Take his toe the way you’d take him in your mouth. Not a peck — actual mouth: lips sealing, tongue working over and around it, gentle suction, the same attention you’d give the glans of his cock. Wrap one hand firmly around his calf or his ankle while you do it; the hold matters as much as the mouth, because it tells him you’re settled in, not just passing through. Move with your whole attention — the pad under the big toe, the arch, the inside of the ankle, the back of the heel. These are nerve-rich and almost never touched with intent, which is exactly why they land so hard when they are.

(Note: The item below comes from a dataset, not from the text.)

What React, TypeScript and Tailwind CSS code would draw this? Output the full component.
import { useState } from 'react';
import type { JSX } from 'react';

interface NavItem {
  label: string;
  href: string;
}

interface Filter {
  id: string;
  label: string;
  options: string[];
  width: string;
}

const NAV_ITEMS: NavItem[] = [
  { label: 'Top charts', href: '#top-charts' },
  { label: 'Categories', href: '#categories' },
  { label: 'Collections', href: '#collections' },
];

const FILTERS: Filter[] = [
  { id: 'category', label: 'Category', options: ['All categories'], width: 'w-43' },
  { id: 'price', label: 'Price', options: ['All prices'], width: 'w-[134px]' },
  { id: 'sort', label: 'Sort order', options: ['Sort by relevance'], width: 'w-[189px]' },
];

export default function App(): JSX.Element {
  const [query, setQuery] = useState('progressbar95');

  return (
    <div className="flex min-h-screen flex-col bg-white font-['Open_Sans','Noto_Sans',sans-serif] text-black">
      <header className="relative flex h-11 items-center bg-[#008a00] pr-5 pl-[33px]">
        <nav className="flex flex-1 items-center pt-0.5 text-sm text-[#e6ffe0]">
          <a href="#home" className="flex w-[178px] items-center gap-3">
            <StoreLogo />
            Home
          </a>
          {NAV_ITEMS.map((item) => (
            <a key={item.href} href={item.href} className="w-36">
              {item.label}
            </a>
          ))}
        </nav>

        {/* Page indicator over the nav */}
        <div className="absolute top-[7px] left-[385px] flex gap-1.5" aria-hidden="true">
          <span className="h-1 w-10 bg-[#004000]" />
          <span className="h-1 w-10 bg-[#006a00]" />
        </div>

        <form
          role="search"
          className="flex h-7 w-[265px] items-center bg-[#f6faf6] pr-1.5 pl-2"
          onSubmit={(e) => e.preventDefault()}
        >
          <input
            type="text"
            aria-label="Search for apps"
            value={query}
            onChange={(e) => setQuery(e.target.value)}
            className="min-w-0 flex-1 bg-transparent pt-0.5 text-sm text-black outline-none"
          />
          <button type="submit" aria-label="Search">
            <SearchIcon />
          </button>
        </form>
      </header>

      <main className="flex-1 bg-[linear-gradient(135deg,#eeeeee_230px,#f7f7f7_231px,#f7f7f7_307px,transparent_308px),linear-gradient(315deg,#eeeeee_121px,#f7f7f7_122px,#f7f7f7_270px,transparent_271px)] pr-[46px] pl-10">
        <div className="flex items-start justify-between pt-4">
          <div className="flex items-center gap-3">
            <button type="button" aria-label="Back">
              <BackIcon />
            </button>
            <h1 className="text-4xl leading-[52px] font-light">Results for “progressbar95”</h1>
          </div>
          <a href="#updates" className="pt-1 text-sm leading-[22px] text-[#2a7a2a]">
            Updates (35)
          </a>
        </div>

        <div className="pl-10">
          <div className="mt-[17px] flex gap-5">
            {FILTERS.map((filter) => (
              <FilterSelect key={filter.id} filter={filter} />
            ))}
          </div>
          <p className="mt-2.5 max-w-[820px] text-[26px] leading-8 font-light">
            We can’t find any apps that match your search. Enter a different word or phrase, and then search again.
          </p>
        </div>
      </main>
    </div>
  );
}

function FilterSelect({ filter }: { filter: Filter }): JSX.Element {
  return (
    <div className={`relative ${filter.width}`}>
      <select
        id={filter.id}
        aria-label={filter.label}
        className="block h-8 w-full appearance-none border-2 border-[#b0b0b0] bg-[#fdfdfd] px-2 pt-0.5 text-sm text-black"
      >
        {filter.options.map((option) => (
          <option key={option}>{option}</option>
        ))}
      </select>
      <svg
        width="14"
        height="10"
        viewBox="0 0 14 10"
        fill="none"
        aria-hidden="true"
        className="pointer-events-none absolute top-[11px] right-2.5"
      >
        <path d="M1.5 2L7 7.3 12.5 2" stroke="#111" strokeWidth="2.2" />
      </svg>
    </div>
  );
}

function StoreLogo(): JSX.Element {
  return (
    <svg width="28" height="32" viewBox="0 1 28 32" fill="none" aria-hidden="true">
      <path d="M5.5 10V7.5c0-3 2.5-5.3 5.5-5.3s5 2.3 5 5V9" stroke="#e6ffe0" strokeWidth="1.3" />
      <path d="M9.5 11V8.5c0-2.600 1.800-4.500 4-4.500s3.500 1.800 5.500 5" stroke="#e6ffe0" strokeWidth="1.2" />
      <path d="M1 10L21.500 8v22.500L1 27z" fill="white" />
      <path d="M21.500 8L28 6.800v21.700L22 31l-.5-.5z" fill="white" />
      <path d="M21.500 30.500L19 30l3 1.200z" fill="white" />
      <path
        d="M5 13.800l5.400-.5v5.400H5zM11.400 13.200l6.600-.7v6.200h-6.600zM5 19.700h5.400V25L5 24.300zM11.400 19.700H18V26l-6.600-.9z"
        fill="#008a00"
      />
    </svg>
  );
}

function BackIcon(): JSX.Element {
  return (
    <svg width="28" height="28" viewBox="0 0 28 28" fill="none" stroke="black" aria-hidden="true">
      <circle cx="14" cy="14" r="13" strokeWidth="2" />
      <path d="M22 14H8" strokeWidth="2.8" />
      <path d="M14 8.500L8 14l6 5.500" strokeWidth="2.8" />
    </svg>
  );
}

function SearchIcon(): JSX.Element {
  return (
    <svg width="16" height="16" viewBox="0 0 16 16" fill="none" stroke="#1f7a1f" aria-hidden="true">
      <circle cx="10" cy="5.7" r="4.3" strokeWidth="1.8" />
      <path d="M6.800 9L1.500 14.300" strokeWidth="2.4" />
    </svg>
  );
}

You will feel his foot do something in the first few seconds: pull, twitch, tense. Read that correctly. That is a reflex, not a no — the same startle any guarded part throws when a mouth first arrives. Don’t take it as rejection and don’t tickle through it. Hold warmth and a steady rhythm, and you’ll feel the twitch stop and the foot go heavy in your hand. That heaviness is the crossover — the point where his nervous system has read the contact as safe and dropped its guard. (Slow, sustained, warm touch is what flips that switch; it engages the body’s calming, bonding response rather than the startle one.) Once you feel the foot go heavy, you have him.

And do not run this like a script. There’s no fixed sequence — toe, then arch, then ankle, in order, every time. Watch which part makes his breath change. Notice whether he wants more suction or more of the flat of your tongue, whether his foot presses toward you or wants you lighter. Use what his body is telling you in the moment. The mechanics are the alphabet; reading him in real time is the language.

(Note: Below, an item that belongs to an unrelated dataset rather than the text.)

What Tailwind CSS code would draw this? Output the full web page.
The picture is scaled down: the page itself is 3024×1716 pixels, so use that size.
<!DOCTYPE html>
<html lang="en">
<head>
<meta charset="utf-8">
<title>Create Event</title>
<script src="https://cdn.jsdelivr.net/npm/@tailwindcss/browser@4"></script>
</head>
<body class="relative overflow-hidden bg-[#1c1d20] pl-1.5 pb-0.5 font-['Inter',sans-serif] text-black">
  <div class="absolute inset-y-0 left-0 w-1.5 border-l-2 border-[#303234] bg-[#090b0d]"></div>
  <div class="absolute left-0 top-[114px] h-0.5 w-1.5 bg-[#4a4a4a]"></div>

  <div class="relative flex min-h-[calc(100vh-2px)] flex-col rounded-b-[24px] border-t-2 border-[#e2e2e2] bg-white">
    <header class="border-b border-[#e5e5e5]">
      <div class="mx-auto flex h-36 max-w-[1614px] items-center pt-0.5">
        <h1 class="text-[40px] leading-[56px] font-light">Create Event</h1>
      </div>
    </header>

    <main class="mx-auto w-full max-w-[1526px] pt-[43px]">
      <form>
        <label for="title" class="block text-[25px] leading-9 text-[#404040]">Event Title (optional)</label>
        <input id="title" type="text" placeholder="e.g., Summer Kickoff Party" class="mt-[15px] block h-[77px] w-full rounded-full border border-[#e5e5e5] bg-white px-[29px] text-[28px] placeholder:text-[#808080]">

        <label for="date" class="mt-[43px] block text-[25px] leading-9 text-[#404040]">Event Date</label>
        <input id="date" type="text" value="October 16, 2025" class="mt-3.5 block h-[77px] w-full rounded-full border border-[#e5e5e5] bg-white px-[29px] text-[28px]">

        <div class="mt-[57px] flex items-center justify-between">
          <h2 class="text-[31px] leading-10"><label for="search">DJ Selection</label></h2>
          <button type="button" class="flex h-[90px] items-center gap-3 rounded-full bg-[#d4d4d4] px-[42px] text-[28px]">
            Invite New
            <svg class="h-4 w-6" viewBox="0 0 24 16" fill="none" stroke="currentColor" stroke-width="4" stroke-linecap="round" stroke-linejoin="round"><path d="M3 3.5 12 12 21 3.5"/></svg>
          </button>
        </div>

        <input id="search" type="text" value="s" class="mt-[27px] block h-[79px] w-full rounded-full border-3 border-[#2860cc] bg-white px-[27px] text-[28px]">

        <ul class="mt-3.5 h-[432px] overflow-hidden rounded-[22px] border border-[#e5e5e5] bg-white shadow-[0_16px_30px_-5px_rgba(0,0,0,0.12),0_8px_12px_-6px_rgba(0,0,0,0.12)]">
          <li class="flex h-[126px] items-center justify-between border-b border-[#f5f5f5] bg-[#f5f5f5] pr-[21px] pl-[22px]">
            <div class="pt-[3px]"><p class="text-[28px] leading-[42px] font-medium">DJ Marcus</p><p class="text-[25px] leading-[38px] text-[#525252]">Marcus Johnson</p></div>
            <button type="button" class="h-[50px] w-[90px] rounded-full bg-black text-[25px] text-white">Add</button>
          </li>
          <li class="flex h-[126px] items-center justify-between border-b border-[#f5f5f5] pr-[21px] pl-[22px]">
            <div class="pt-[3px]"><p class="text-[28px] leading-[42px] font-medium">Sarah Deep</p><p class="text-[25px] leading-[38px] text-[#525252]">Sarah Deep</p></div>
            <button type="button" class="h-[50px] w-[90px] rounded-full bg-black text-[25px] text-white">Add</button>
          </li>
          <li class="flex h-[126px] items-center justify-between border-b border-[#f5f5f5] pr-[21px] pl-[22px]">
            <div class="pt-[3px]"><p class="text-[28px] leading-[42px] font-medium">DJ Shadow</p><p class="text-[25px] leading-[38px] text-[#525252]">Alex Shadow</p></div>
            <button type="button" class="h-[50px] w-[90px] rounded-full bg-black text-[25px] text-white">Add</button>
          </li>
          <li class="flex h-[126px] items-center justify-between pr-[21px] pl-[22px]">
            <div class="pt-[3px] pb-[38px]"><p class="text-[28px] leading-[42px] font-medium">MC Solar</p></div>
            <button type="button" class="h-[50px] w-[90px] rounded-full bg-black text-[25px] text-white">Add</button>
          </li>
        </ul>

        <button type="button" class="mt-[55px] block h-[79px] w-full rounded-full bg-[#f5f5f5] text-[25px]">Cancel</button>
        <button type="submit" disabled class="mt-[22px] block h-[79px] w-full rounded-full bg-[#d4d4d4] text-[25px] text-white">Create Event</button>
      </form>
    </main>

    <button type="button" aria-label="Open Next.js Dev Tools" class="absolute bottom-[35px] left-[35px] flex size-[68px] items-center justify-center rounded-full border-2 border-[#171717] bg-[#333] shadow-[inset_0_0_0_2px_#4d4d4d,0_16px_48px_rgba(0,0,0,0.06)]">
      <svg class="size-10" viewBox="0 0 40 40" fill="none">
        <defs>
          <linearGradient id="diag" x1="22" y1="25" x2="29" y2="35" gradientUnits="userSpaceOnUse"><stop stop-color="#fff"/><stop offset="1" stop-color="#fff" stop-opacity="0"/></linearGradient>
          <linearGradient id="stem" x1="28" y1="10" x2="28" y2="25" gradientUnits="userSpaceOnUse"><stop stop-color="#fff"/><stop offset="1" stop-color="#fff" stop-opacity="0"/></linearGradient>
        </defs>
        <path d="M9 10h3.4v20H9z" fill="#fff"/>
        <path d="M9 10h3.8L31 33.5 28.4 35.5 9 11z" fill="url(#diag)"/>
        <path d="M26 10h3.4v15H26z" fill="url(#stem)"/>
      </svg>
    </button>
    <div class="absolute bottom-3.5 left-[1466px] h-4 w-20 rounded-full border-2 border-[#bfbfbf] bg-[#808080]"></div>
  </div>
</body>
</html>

Now the part that actually makes it work: your eyes.

Same tongue, same toe, two completely different acts depending on where you’re looking. Eyes down, focused on the foot, and it’s a service — a wet thing you’re performing on a body part. Eyes up, holding his while your mouth is at the lowest part of him, and it becomes a bond. That gaze is the whole switch. It tells him there is no part of him you’ll refuse, that you went looking for the part nobody thinks to want and you wanted it — and being wanted *there*, at the part he’d never expect anyone to choose, lands as being chosen in a way that the obvious places never quite manage. The mouth does the technique. The eyes do the meaning.

One thing to keep straight, so the whole act stays pointed the right way: going down here is not going under. This works as devotion that runs both directions — you give it, and his openness comes back on its own, not because you angled for it or earned it back. You’re not trading and you’re not submitting. That’s the floor the whole thing stands on, and it’s worth knowing — but it stays the floor, not the subject. The subject is the technique and the gaze.

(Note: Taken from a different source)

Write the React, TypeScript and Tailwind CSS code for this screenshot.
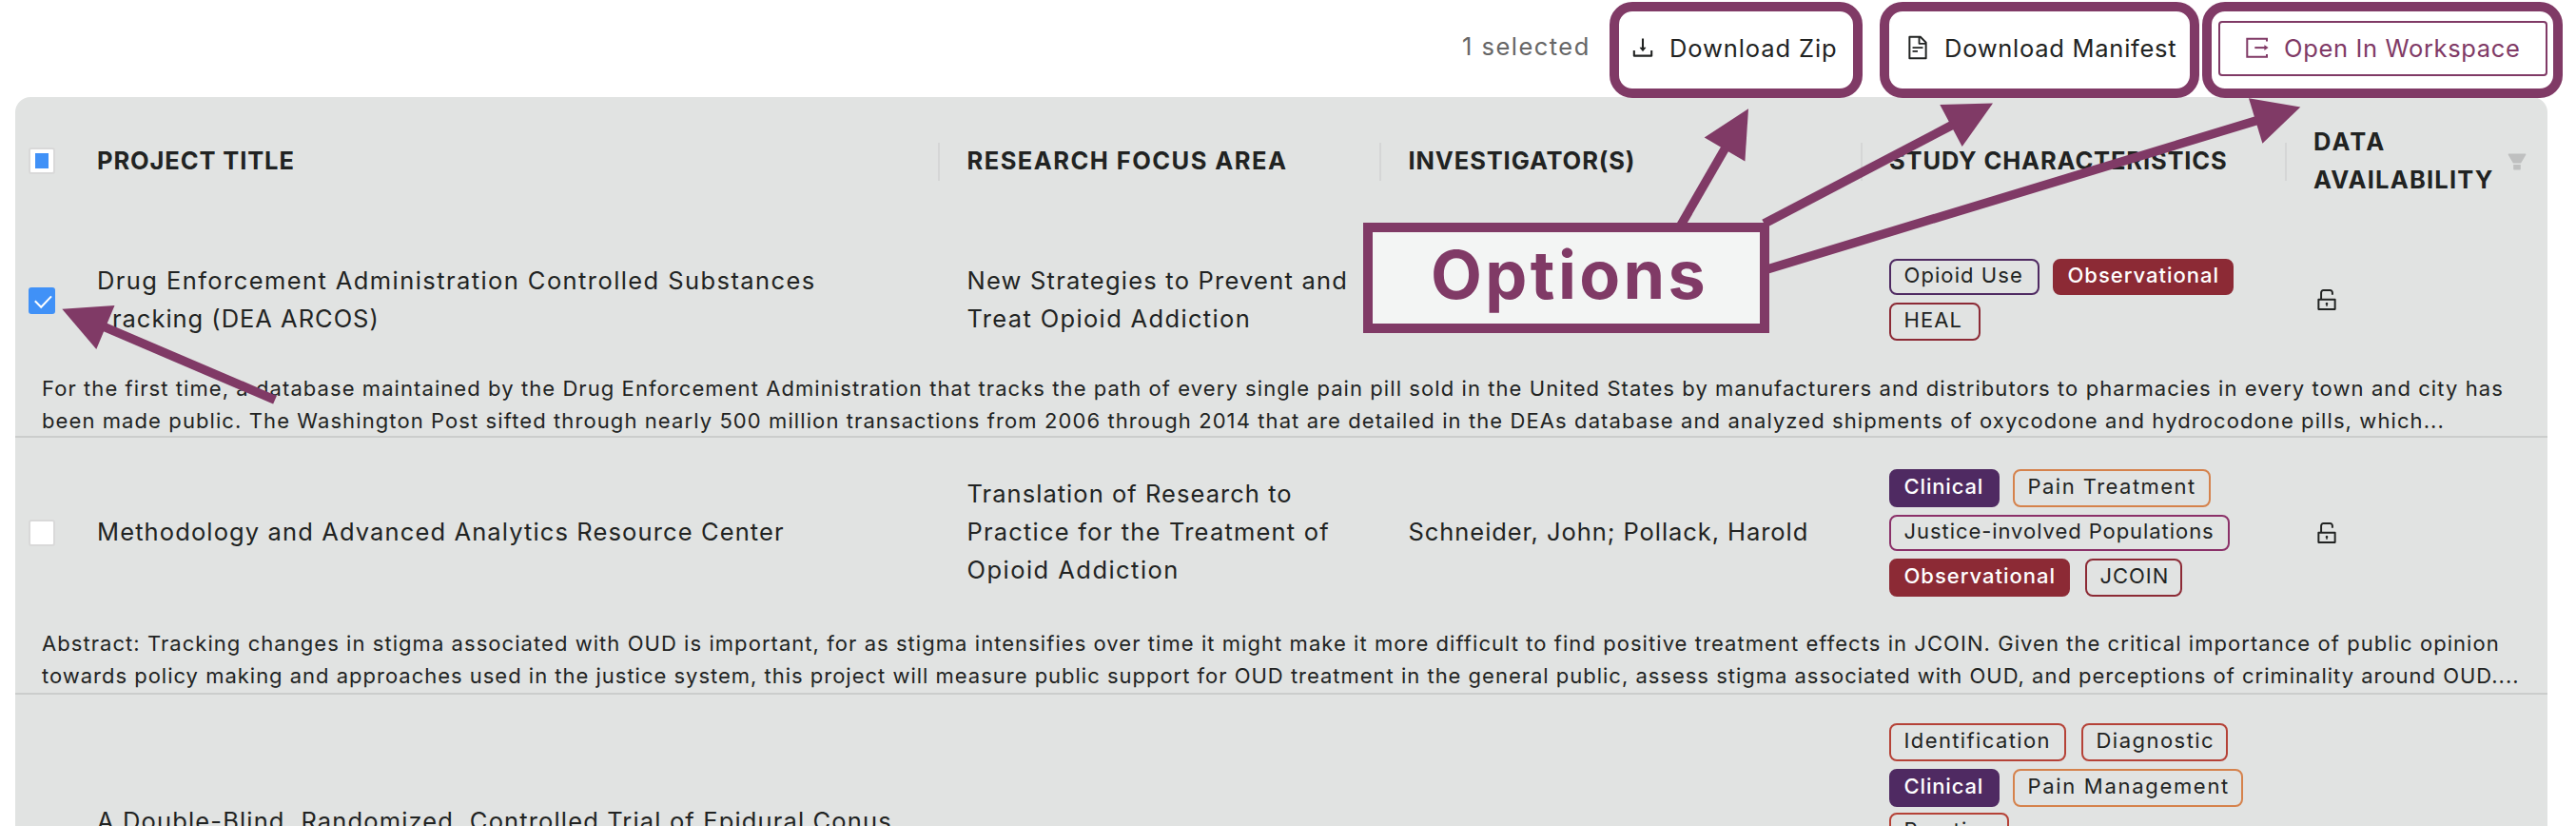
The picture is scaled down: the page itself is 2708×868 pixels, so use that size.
import type { ReactNode } from 'react';
import {
  AiFillFilter,
  AiOutlineDownload,
  AiOutlineFileText,
  AiOutlineUnlock,
} from 'react-icons/ai';

type CheckState = 'empty' | 'checked' | 'partial';

function Checkbox({ state }: { state: CheckState }) {
  if (state === 'checked') {
    return (
      <span className="flex size-7 items-center justify-center rounded-[3px] bg-[#4091f7]">
        <svg viewBox="0 0 28 28" className="size-7" fill="none" stroke="#fff" strokeWidth="2">
          <path d="M6.8 14.2l6.4 6.6L24 9.4" />
        </svg>
      </span>
    );
  }
  return (
    <span className="flex size-7 items-center justify-center rounded-[3px] border-2 border-[#d9d9d9] bg-white">
      {state === 'partial' && <span className="h-4 w-3.5 bg-[#4091f7]" />}
    </span>
  );
}

function ExportIcon() {
  return (
    <svg viewBox="0 0 28 28" className="size-7 shrink-0" fill="none" stroke="currentColor" strokeWidth="2">
      <path d="M24 6.6V3.8H3.3v19H24V20" />
      <path d="M11.3 13.1H22" />
      <path d="M21.4 10.2l4.2 2.9l-4.2 2.9z" fill="currentColor" stroke="none" />
    </svg>
  );
}

function HeaderCell({ children, className = '' }: { children: ReactNode; className?: string }) {
  return <div className={`flex items-center font-bold ${className}`}>{children}</div>;
}

function Divider() {
  return <span className="h-10 w-0.5 shrink-0 bg-[#d5d6d6]" />;
}

function Chip({ children, className }: { children: ReactNode; className: string }) {
  return (
    <span className={`flex items-center rounded-lg border-2 pb-1 pl-[13.5px] ${className}`}>
      {children}
    </span>
  );
}

function ChipRow({ children, className }: { children: ReactNode; className: string }) {
  return <div className={`flex shrink-0 text-[22px] leading-none ${className}`}>{children}</div>;
}

const COLUMNS = 'grid grid-cols-[70px_902px_464px_506px_446px_274px] items-center';

export default function App() {
  return (
    <div className="relative h-[868px] w-[2708px] overflow-hidden whitespace-nowrap bg-white font-['Inter','Open_Sans',sans-serif] text-[25.5px] leading-10 text-[#212322]">
      {/* Toolbar */}
      <div className="grid h-[102px] grid-cols-[176px_289px_330px_346px] items-center justify-end pr-[30px]">
        <span className="pb-1 tracking-[1.47px] text-[#666666]">1 selected</span>
        <button className="flex items-center gap-3.5 pb-[3px]">
          <AiOutlineDownload className="size-7" />
          <span className="pt-0.5 tracking-[0.9px]">Download Zip</span>
        </button>
        <button className="flex items-center gap-3.5 pb-[3px]">
          <AiOutlineFileText className="size-7" />
          <span className="pt-0.5 tracking-[0.73px]">Download Manifest</span>
        </button>
        <button className="flex h-[58px] items-center gap-3.5 rounded border-2 border-[#803a66] pl-[25px] text-[#803a66]">
          <ExportIcon />
          <span className="tracking-[0.65px]">Open In Workspace</span>
        </button>
      </div>

      {/* Table */}
      <div className="ml-4 h-[766px] w-[2662px] overflow-hidden rounded-t-2xl bg-[#e1e3e2]">
        <div className={`${COLUMNS} h-[136px]`}>
          <div className="pb-0.5 pl-3.5">
            <Checkbox state="partial" />
          </div>
          <HeaderCell className="justify-between pl-4">
            <span className="pb-[3px] tracking-[0.88px]">PROJECT TITLE</span>
            <Divider />
          </HeaderCell>
          <HeaderCell className="justify-between pl-[28.5px]">
            <span className="pb-[3px] tracking-[1.45px]">RESEARCH FOCUS AREA</span>
            <Divider />
          </HeaderCell>
          <HeaderCell className="justify-between pl-[28.5px]">
            <span className="pb-[3px] tracking-[0.88px]">INVESTIGATOR(S)</span>
            <Divider />
          </HeaderCell>
          <HeaderCell className="justify-between pl-7">
            <span className="pb-[3px] tracking-[0.85px]">STUDY CHARACTERISTICS</span>
            <Divider />
          </HeaderCell>
          <HeaderCell className="justify-between pl-7 pr-5">
            <span className="flex flex-col pb-[3px]">
              <span className="tracking-[2.1px]">DATA</span>
              <span className="tracking-[1.2px]">AVAILABILITY</span>
            </span>
            <AiFillFilter className="size-6 text-[#bfc0c0]" />
          </HeaderCell>
        </div>

        {/* DEA ARCOS */}
        <div className="border-b-2 border-[#cbcdcc]">
          <div className={`${COLUMNS} h-[153px]`}>
            <div className="pl-3.5 pt-[3px]">
              <Checkbox state="checked" />
            </div>
            <div className="flex flex-col pl-4">
              <span className="tracking-[1.42px]">
                Drug Enforcement Administration Controlled Substances
              </span>
              <span className="tracking-[0.98px]">Tracking (DEA ARCOS)</span>
            </div>
            <div className="flex flex-col pl-[28.5px]">
              <span className="tracking-[1.22px]">New Strategies to Prevent and</span>
              <span className="tracking-[1.34px]">Treat Opioid Addiction</span>
            </div>
            <div />
            <div className="flex flex-col gap-2 pl-7">
              <ChipRow className="h-[38px] gap-3.5">
                <Chip className="w-[158px] border-[#4f2a62] tracking-[1.08px]">Opioid Use</Chip>
                <Chip className="w-[190px] border-[#8c2a35] bg-[#8c2a35] font-medium tracking-[0.98px] text-white">
                  Observational
                </Chip>
              </ChipRow>
              <ChipRow className="h-10">
                <Chip className="w-24 border-[#8c2a35] tracking-[1.1px]">HEAL</Chip>
              </ChipRow>
            </div>
            <div className="pl-7">
              <AiOutlineUnlock className="size-7" />
            </div>
          </div>
          <div className="flex h-[67px] flex-col pl-7 text-[22px] leading-[34px]">
            <span className="tracking-[1.073px]">
              For the first time, a database maintained by the Drug Enforcement Administration that tracks the path of every single pain pill sold in the United States by manufacturers and distributors to pharmacies in every town and city has
            </span>
            <span className="tracking-[1.09px]">
              been made public. The Washington Post sifted through nearly 500 million transactions from 2006 through 2014 that are detailed in the DEAs database and analyzed shipments of oxycodone and hydrocodone pills, which...
            </span>
          </div>
        </div>

        {/* Methodology center */}
        <div className="border-b-2 border-[#cbcdcc]">
          <div className={`${COLUMNS} h-[199px]`}>
            <div className="pl-3.5">
              <Checkbox state="empty" />
            </div>
            <div className="pb-0.5 pl-4 tracking-[1.12px]">
              Methodology and Advanced Analytics Resource Center
            </div>
            <div className="flex flex-col pb-0.5 pl-[28.5px]">
              <span className="tracking-[1.04px]">Translation of Research to</span>
              <span className="tracking-[1.2px]">Practice for the Treatment of</span>
              <span className="tracking-[1.46px]">Opioid Addiction</span>
            </div>
            <div className="pb-0.5 pl-[28.5px] tracking-[0.94px]">Schneider, John; Pollack, Harold</div>
            <div className="flex flex-col gap-2 pl-7">
              <ChipRow className="h-10 gap-3.5">
                <Chip className="w-[116px] border-[#4f2a62] bg-[#4f2a62] font-medium tracking-[0.85px] text-white">
                  Clinical
                </Chip>
                <Chip className="w-[208px] border-[#d5824c] tracking-[1.47px]">Pain Treatment</Chip>
              </ChipRow>
              <ChipRow className="h-[38px]">
                <Chip className="w-[358px] border-[#8b3169] tracking-[0.94px]">
                  Justice-involved Populations
                </Chip>
              </ChipRow>
              <ChipRow className="h-10 gap-4">
                <Chip className="w-[190px] border-[#8c2a35] bg-[#8c2a35] font-medium tracking-[0.98px] text-white">
                  Observational
                </Chip>
                <Chip className="w-[102px] border-[#8c2a35] tracking-[0.95px]">JCOIN</Chip>
              </ChipRow>
            </div>
            <div className="pl-7">
              <AiOutlineUnlock className="size-7" />
            </div>
          </div>
          <div className="flex h-[69px] flex-col pl-7 text-[22px] leading-[34px]">
            <span className="tracking-[1.053px]">
              Abstract: Tracking changes in stigma associated with OUD is important, for as stigma intensifies over time it might make it more difficult to find positive treatment effects in JCOIN. Given the critical importance of public opinion
            </span>
            <span className="tracking-[0.988px]">
              towards policy making and approaches used in the justice system, this project will measure public support for OUD treatment in the general public, assess stigma associated with OUD, and perceptions of criminality around OUD....
            </span>
          </div>
        </div>

        {/* Epidural trial, cut off by the window */}
        <div className={`${COLUMNS} items-start`}>
          <div />
          <div className="pl-4 pt-[113px] tracking-[1.14px]">
            A Double-Blind, Randomized, Controlled Trial of Epidural Conus
          </div>
          <div />
          <div />
          <div className="flex flex-col pl-7 pt-[30px]">
            <ChipRow className="mb-2 h-10 gap-4">
              <Chip className="w-[186px] border-[#b54237] tracking-[1.39px]">Identification</Chip>
              <Chip className="w-[154px] border-[#b54237] tracking-[1.47px]">Diagnostic</Chip>
            </ChipRow>
            <ChipRow className="mb-1.5 h-10 gap-3.5">
              <Chip className="w-[116px] border-[#4f2a62] bg-[#4f2a62] font-medium tracking-[0.85px] text-white">
                Clinical
              </Chip>
              <Chip className="w-[242px] border-[#d5824c] tracking-[1.69px]">Pain Management</Chip>
            </ChipRow>
            <ChipRow className="h-10">
              <Chip className="w-[126px] border-[#b54237] tracking-[1.2px]">Practice</Chip>
            </ChipRow>
          </div>
          <div />
        </div>
      </div>

      {/* Callouts laid over the page */}
      <div className="absolute left-[1692px] top-0.5 h-[101px] w-[266px] rounded-3xl border-10 border-[#803a66]" />
      <div className="absolute left-[1976px] top-0.5 h-[101px] w-[336px] rounded-3xl border-10 border-[#803a66]" />
      <div className="absolute left-[2315px] top-0.5 h-[101px] w-[379px] rounded-3xl border-10 border-[#803a66]" />
      <svg
        viewBox="0 0 2708 868"
        className="absolute inset-0 h-[868px] w-[2708px]"
        fill="#803a66"
        stroke="#803a66"
      >
        <g stroke="none">
          <path d="M65.3 324.7L120.5 321L101.3 367z" />
          <path d="M1838 114.2L1791.7 144.5L1834.4 169.5z" />
          <path d="M2095 108.6L2039.3 110L2062.7 154z" />
          <path d="M2418.3 112.6L2364 103.2L2378.4 150.7z" />
        </g>
        <g strokeWidth="9.4">
          <path d="M109 343.2L289 420.2" />
          <path d="M1814 155L1765 240" />
          <path d="M2053 131L1854.5 235" />
          <path d="M2373 126.5L1857 283.2" />
        </g>
      </svg>
      <div className="absolute left-[1433px] top-[234px] flex h-[116px] w-[427px] items-center border-10 border-[#803a66] bg-[#f3f5f4] pb-[7px] pl-[61px] text-[70px] font-bold leading-none tracking-[3.4px] text-[#803a66]">
        Options
      </div>
    </div>
  );
}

Because here’s the reframe that matters for you: this is your skill and your choice. Choosing to go to the part no one else would, and holding his eyes while you do it, is not lowering yourself. It’s the most commanding form of devotion there is — you’re the one who decided where this goes, you’re the one reading his body and steering it, and the power in the room is yours. Learn the mouth, learn to read the foot go heavy, and keep your eyes on his. The going-down was never the lowering. The eyes were always the command.